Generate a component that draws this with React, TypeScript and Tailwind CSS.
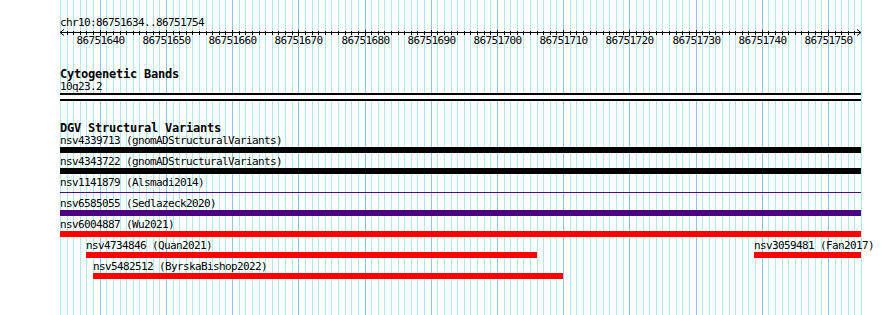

####################

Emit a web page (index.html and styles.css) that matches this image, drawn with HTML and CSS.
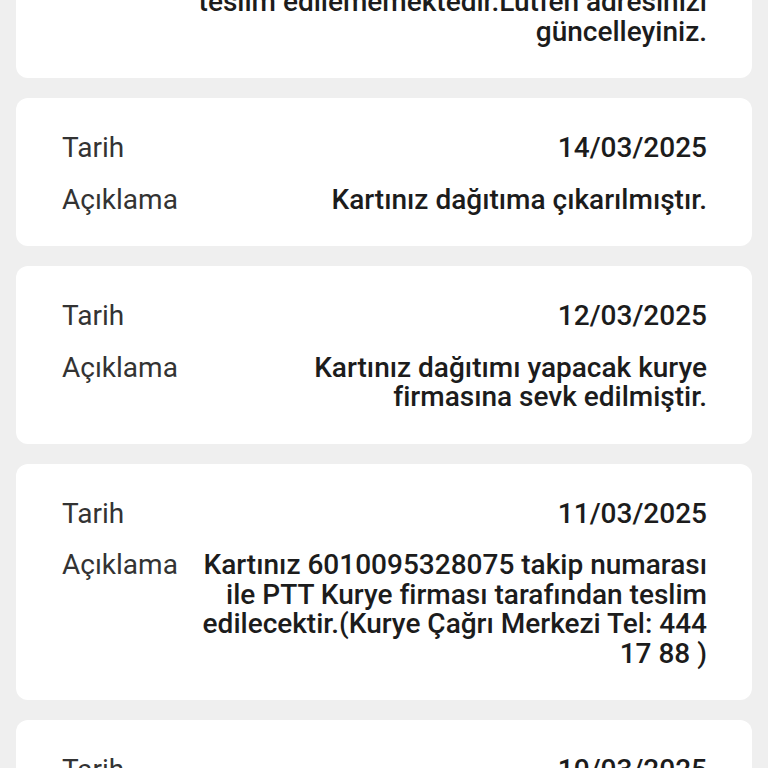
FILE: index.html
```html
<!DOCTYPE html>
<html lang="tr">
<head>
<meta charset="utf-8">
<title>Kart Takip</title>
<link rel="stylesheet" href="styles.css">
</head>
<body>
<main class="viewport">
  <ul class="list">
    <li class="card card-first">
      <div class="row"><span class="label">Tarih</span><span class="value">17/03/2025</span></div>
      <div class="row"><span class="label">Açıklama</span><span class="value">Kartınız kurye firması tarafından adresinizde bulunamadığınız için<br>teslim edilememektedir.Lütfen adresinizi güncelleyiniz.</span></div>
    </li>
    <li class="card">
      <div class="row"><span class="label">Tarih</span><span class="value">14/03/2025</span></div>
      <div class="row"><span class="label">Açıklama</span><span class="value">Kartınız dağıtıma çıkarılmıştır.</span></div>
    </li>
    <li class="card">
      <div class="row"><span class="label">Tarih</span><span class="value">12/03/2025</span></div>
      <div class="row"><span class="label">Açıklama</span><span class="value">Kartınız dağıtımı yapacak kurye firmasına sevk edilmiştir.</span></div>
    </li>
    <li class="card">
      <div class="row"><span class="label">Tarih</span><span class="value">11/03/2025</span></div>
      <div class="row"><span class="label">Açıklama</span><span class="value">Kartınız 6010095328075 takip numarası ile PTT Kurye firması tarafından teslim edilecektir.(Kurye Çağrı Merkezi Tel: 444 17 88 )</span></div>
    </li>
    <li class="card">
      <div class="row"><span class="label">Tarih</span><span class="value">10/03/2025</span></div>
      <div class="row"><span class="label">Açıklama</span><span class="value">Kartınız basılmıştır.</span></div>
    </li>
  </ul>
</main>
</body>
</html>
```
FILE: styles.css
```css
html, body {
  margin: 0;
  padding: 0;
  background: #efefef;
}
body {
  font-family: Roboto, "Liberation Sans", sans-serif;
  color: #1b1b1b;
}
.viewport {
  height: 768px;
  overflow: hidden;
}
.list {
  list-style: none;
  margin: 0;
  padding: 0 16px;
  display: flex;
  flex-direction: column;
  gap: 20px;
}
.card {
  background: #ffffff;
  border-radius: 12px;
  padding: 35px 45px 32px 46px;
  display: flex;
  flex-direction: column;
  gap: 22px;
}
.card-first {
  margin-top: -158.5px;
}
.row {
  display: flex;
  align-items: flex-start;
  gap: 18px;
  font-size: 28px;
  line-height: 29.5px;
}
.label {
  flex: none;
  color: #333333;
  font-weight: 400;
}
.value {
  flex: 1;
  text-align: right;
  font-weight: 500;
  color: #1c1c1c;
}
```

####################

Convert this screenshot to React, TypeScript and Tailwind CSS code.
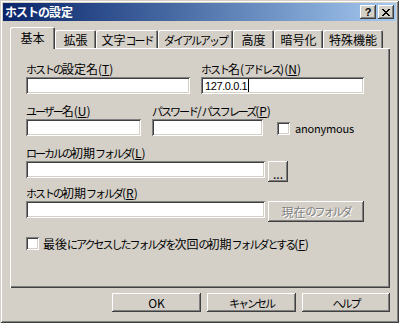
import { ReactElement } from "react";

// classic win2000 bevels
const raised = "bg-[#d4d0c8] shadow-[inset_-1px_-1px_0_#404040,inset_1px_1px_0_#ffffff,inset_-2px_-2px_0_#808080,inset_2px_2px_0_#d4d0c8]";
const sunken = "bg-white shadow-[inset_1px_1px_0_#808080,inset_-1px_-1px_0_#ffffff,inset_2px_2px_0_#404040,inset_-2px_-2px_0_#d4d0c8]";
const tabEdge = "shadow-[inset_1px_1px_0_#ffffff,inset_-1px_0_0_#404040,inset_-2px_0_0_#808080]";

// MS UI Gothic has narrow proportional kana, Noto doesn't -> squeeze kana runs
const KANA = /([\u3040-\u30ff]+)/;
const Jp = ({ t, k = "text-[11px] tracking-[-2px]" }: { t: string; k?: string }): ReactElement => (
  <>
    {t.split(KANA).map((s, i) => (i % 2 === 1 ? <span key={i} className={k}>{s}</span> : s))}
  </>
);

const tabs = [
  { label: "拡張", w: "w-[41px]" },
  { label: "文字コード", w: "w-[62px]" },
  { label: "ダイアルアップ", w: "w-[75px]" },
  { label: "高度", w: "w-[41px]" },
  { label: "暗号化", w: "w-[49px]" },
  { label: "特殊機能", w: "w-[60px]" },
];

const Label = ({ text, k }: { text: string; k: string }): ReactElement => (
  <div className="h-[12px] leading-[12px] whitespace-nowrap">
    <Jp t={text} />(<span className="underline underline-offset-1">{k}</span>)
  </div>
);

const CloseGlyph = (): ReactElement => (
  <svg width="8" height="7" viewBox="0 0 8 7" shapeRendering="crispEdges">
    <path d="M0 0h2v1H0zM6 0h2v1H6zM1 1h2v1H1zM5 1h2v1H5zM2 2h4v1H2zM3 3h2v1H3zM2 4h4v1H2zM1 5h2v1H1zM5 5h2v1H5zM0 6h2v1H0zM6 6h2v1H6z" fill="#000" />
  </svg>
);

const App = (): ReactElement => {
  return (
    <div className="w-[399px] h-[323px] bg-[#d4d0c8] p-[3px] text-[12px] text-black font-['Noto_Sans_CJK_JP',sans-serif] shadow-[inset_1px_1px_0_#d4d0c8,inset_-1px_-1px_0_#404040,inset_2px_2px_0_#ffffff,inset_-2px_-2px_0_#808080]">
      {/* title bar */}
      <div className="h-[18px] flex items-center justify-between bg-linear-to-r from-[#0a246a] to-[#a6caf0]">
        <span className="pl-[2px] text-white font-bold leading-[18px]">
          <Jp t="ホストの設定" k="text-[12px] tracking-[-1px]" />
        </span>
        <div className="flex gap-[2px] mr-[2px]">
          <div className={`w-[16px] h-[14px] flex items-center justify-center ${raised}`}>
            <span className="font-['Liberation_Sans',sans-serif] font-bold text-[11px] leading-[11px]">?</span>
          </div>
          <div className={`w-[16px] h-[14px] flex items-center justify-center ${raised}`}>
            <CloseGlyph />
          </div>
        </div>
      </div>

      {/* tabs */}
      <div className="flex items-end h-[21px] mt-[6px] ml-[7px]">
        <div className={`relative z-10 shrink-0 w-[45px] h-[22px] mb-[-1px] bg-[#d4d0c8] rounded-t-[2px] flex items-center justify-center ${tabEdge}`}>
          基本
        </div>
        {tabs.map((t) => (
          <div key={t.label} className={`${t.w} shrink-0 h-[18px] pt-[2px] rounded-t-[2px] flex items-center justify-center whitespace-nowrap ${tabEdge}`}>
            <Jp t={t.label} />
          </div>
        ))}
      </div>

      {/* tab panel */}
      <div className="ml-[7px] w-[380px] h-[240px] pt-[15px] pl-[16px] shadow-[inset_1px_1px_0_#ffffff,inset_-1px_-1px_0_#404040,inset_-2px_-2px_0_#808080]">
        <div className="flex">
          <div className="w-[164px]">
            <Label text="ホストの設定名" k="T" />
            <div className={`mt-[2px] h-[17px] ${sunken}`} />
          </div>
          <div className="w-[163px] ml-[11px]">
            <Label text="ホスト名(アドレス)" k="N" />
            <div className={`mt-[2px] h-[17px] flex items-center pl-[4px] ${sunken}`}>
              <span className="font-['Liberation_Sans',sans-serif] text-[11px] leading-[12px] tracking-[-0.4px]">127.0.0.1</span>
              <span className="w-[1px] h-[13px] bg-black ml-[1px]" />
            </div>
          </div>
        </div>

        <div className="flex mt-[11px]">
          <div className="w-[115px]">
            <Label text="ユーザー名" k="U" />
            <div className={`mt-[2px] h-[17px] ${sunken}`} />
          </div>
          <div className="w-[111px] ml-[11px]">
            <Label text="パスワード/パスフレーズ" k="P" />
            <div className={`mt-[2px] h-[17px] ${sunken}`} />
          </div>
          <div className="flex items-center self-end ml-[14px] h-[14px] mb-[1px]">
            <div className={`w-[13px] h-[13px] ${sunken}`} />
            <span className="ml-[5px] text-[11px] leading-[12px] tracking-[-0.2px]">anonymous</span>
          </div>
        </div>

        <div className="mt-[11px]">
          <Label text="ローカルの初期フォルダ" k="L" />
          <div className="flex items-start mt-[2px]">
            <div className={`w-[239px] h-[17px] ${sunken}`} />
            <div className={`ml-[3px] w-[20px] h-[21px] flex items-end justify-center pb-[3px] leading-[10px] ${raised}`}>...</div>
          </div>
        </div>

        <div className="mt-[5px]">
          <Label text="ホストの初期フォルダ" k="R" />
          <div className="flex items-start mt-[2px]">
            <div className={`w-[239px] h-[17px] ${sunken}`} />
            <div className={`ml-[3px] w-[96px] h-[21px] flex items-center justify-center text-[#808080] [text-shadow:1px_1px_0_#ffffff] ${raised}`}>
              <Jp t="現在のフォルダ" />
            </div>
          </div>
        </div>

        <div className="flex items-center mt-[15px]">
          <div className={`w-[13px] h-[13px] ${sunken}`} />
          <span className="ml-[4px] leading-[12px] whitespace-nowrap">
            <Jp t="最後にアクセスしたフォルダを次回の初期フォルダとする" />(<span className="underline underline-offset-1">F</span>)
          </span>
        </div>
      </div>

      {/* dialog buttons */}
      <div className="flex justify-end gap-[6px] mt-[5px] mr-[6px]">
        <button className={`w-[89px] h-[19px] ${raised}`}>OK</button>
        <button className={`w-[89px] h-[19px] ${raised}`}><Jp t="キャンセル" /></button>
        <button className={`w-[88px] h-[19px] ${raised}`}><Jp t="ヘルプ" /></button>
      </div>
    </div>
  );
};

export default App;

####################

__PROBLEM__:
Which lines of the data include "with"? Copy each of them.

__REPLY TO THE TASK__:
Generate a component that draws this with React, TypeScript and Tailwind CSS.
Emit a web page (index.html and styles.css) that matches this image, drawn with HTML and CSS.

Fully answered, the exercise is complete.